*To be done:* List each line holding the string "index".

★ ★ ★ ★

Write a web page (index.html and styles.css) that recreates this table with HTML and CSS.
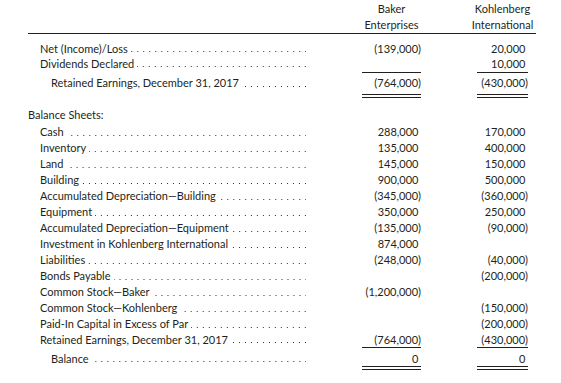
FILE: index.html
```html
<!DOCTYPE html>
<html>
<head>
<meta charset="utf-8">
<link rel="stylesheet" href="styles.css">
</head>
<body>
<div class="sheet">
  <div class="row head">
    <div class="lab"></div>
    <div class="hcol"><span>Baker</span><span>Enterprises</span></div>
    <div class="hcol"><span>Kohlenberg</span><span>International</span></div>
  </div>

  <div class="row tight first">
    <div class="lab"><span class="t">Net (Income)/Loss</span><span class="d"></span></div>
    <div class="num">(139,000)</div>
    <div class="num p">20,000</div>
  </div>
  <div class="row tight">
    <div class="lab"><span class="t">Dividends Declared</span><span class="d"></span></div>
    <div class="num"></div>
    <div class="num p">10,000</div>
  </div>
  <div class="row total-top">
    <div class="lab indent"><span class="t">Retained Earnings, December 31, 2017</span><span class="d"></span></div>
    <div class="num">(764,000)</div>
    <div class="num">(430,000)</div>
  </div>

  <div class="section-title">Balance Sheets:</div>

  <div class="row">
    <div class="lab"><span class="t">Cash</span><span class="d"></span></div>
    <div class="num p">288,000</div>
    <div class="num p">170,000</div>
  </div>
  <div class="row">
    <div class="lab"><span class="t">Inventory</span><span class="d"></span></div>
    <div class="num p">135,000</div>
    <div class="num p">400,000</div>
  </div>
  <div class="row">
    <div class="lab"><span class="t">Land</span><span class="d"></span></div>
    <div class="num p">145,000</div>
    <div class="num p">150,000</div>
  </div>
  <div class="row">
    <div class="lab"><span class="t">Building</span><span class="d"></span></div>
    <div class="num p">900,000</div>
    <div class="num p">500,000</div>
  </div>
  <div class="row">
    <div class="lab"><span class="t">Accumulated Depreciation—Building</span><span class="d"></span></div>
    <div class="num">(345,000)</div>
    <div class="num">(360,000)</div>
  </div>
  <div class="row">
    <div class="lab"><span class="t">Equipment</span><span class="d"></span></div>
    <div class="num p">350,000</div>
    <div class="num p">250,000</div>
  </div>
  <div class="row">
    <div class="lab"><span class="t">Accumulated Depreciation—Equipment</span><span class="d"></span></div>
    <div class="num">(135,000)</div>
    <div class="num">(90,000)</div>
  </div>
  <div class="row">
    <div class="lab"><span class="t">Investment in Kohlenberg International</span><span class="d"></span></div>
    <div class="num p">874,000</div>
    <div class="num"></div>
  </div>
  <div class="row">
    <div class="lab"><span class="t">Liabilities</span><span class="d"></span></div>
    <div class="num">(248,000)</div>
    <div class="num">(40,000)</div>
  </div>
  <div class="row">
    <div class="lab"><span class="t">Bonds Payable</span><span class="d"></span></div>
    <div class="num"></div>
    <div class="num">(200,000)</div>
  </div>
  <div class="row">
    <div class="lab"><span class="t">Common Stock—Baker</span><span class="d"></span></div>
    <div class="num">(1,200,000)</div>
    <div class="num"></div>
  </div>
  <div class="row">
    <div class="lab"><span class="t">Common Stock—Kohlenberg</span><span class="d"></span></div>
    <div class="num"></div>
    <div class="num">(150,000)</div>
  </div>
  <div class="row">
    <div class="lab"><span class="t">Paid-In Capital in Excess of Par</span><span class="d"></span></div>
    <div class="num"></div>
    <div class="num">(200,000)</div>
  </div>
  <div class="row sub-bottom">
    <div class="lab"><span class="t">Retained Earnings, December 31, 2017</span><span class="d"></span></div>
    <div class="num">(764,000)</div>
    <div class="num">(430,000)</div>
  </div>
  <div class="row grand">
    <div class="lab indent"><span class="t">Balance</span><span class="d"></span></div>
    <div class="num p">0</div>
    <div class="num p">0</div>
  </div>
</div>
</body>
</html>
```

FILE: styles.css
```css
* { box-sizing: border-box; }

body {
  margin: 0;
  background: #ffffff;
  color: #231f20;
  font-family: Lato, "Noto Sans", sans-serif;
  font-size: 11px;
}

.sheet {
  margin-left: 28px;
  width: 508px;
  padding-top: 1px;
}

.row {
  display: grid;
  grid-template-columns: 266px 59px 51px;
  column-gap: 56px;
  padding-left: 12px;
  line-height: 16px;
}

.head {
  line-height: 16px;
  border-bottom: 1px solid #231f20;
}

.hcol {
  display: flex;
  flex-direction: column;
  align-items: center;
  white-space: nowrap;
}

.lab {
  display: flex;
  white-space: nowrap;
}

.lab.indent { padding-left: 11px; }

.lab .d {
  flex: 1;
  margin-left: 3px;
  background-image: linear-gradient(to left, #333333 1.3px, transparent 1.3px);
  background-size: 6px 1.3px;
  background-repeat: repeat-x;
  background-position: right 0 bottom 3.5px;
}

.num {
  display: flex;
  justify-content: flex-end;
  white-space: nowrap;
}

.num.p { padding-right: 2.5px; }

.tight { line-height: 15px; }
.first { margin-top: 7px; }

.total-top { margin-top: 1px; }
.total-top > * {
  border-top: 1px solid transparent;
  border-bottom: 4px double transparent;
  padding-top: 2px;
  padding-bottom: 3px;
}
.total-top > .num {
  border-top-color: #231f20;
  border-bottom-color: #231f20;
}

.section-title {
  line-height: 16px;
  margin-top: 9px;
  margin-bottom: 1px;
}

.sub-bottom { line-height: 15px; }
.sub-bottom > * { border-bottom: 1px solid transparent; }
.sub-bottom > .num { border-bottom-color: #231f20; }

.grand { line-height: 15px; }
.grand > * {
  padding-top: 3px;
  border-bottom: 4px double transparent;
}
.grand > .num { border-bottom-color: #231f20; }
```
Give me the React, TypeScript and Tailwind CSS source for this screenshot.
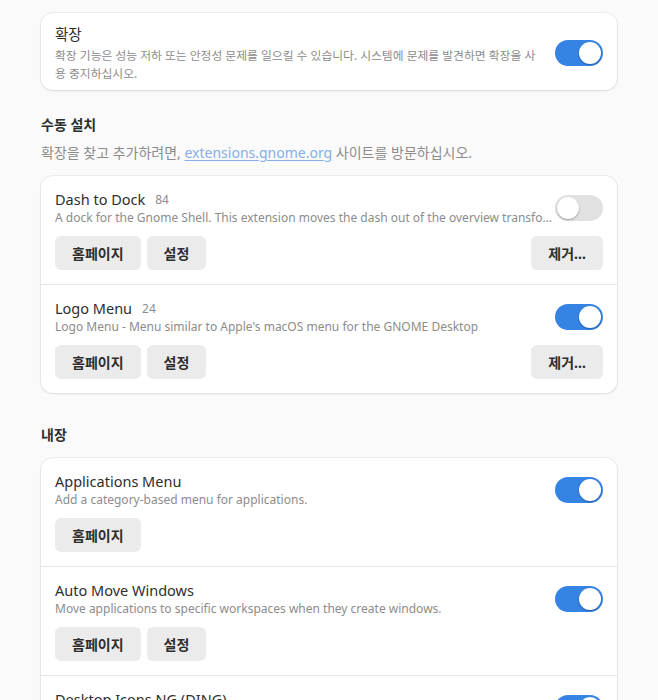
import React, { useState } from "react";

interface Ext {
  id: number;
  name: string;
  count?: string;
  desc: string;
  enabled: boolean;
  settings?: boolean;
  remove?: boolean;
}

const userExts: Ext[] = [
  {
    id: 0,
    name: "Dash to Dock",
    count: "84",
    desc: "A dock for the Gnome Shell. This extension moves the dash out of the overview transforming it in a dock for an easier launching of applications and a faster switching between windows and desktops.",
    enabled: false,
    settings: true,
    remove: true,
  },
  {
    id: 1,
    name: "Logo Menu",
    count: "24",
    desc: "Logo Menu - Menu similar to Apple's macOS menu for the GNOME Desktop",
    enabled: true,
    settings: true,
    remove: true,
  },
];

const systemExts: Ext[] = [
  {
    id: 2,
    name: "Applications Menu",
    desc: "Add a category-based menu for applications.",
    enabled: true,
  },
  {
    id: 3,
    name: "Auto Move Windows",
    desc: "Move applications to specific workspaces when they create windows.",
    enabled: true,
    settings: true,
  },
  {
    id: 4,
    name: "Desktop Icons NG (DING)",
    desc: "Desktop icons support for the GNOME Shell.",
    enabled: true,
    settings: true,
  },
];

const Toggle: React.FC<{ on: boolean; onClick: () => void }> = ({ on, onClick }) => (
  <button
    onClick={onClick}
    className={`relative shrink-0 w-[48px] h-[26px] rounded-full ${on ? "bg-[#3584e4]" : "bg-[#e1e1e1]"}`}
  >
    <span
      className={`absolute top-[2px] w-[22px] h-[22px] rounded-full bg-white shadow-[0_1px_2px_rgba(0,0,0,0.3)] ${
        on ? "left-[24px]" : "left-[2px]"
      }`}
    />
  </button>
);

const Btn: React.FC<{ label: string }> = ({ label }) => (
  <button className="h-[34px] px-[17px] rounded-[6px] bg-[#ebebeb] text-[14px] font-bold text-[#2e2e2e]">
    {label}
  </button>
);

const Row: React.FC<{ ext: Ext; last: boolean }> = ({ ext, last }) => {
  const [on, setOn] = useState(ext.enabled);
  return (
    <div className={`p-[14px] ${last ? "" : "border-b border-[#e6e6e6]"}`}>
      <div className="flex items-center gap-[2px]">
        <div className="flex-1 min-w-0">
          <div className="flex items-center h-[20px]">
            <span className="text-[14.5px] text-[#2e2e2e]">{ext.name}</span>
            {ext.count && <span className="ml-[10px] text-[12px] text-[#8c8c8c]">{ext.count}</span>}
          </div>
          <p className="text-[12px] leading-[16px] text-[#8c8c8c] truncate">{ext.desc}</p>
        </div>
        <Toggle on={on} onClick={() => setOn(!on)} />
      </div>
      <div className="flex items-center gap-[6px] mt-[10px]">
        <Btn label="홈페이지" />
        {ext.settings && <Btn label="설정" />}
        {ext.remove && (
          <div className="ml-auto">
            <Btn label="제거…" />
          </div>
        )}
      </div>
    </div>
  );
};

const Card: React.FC<{ children: React.ReactNode }> = ({ children }) => (
  <div className="bg-white rounded-[12px] shadow-[0_0_0_1px_rgba(0,0,0,0.05),0_1px_3px_rgba(0,0,0,0.08)] overflow-hidden">
    {children}
  </div>
);

export default function App() {
  const [master, setMaster] = useState(true);
  return (
    <div
      className="min-h-[700px] h-[700px] overflow-hidden bg-[#fafafa] text-[#2e2e2e]"
      style={{ fontFamily: '"Noto Sans", "Noto Sans CJK KR", sans-serif' }}
    >
      <div className="w-[576px] mx-auto pt-[13px]">
        <Card>
          <div className="flex items-center gap-[14px] px-[14px] pt-[10px] pb-[8px]">
            <div className="flex-1">
              <div className="text-[14.5px] leading-[22px]">확장</div>
              <p className="mt-[1px] text-[11.8px] leading-[18px] text-[#8c8c8c] break-all">
                확장 기능은 성능 저하 또는 안정성 문제를 일으킬 수 있습니다. 시스템에 문제를 발견하면 확장을 사용 중지하십시오.
              </p>
            </div>
            <Toggle on={master} onClick={() => setMaster(!master)} />
          </div>
        </Card>

        <h2 className="mt-[25px] text-[14px] leading-[20px] font-bold">수동 설치</h2>
        <p className="mt-[8px] text-[14px] leading-[20px] text-[#8c8c8c]">
          확장을 찾고 추가하려면,{" "}
          <a className="text-[#84afe8] underline underline-offset-2">extensions.gnome.org</a> 사이트를 방문하십시오.
        </p>

        <div className="mt-[13px]">
          <Card>
            {userExts.map((e, i) => (
              <Row key={e.id} ext={e} last={i === userExts.length - 1} />
            ))}
          </Card>
        </div>

        <h2 className="mt-[32px] text-[14px] leading-[20px] font-bold">내장</h2>

        <div className="mt-[13px]">
          <Card>
            {systemExts.map((e, i) => (
              <Row key={e.id} ext={e} last={i === systemExts.length - 1} />
            ))}
          </Card>
        </div>
      </div>
    </div>
  );
}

★ ★ ★ ★

*Full response:*
Write a web page (index.html and styles.css) that recreates this table with HTML and CSS.
FILE: index.html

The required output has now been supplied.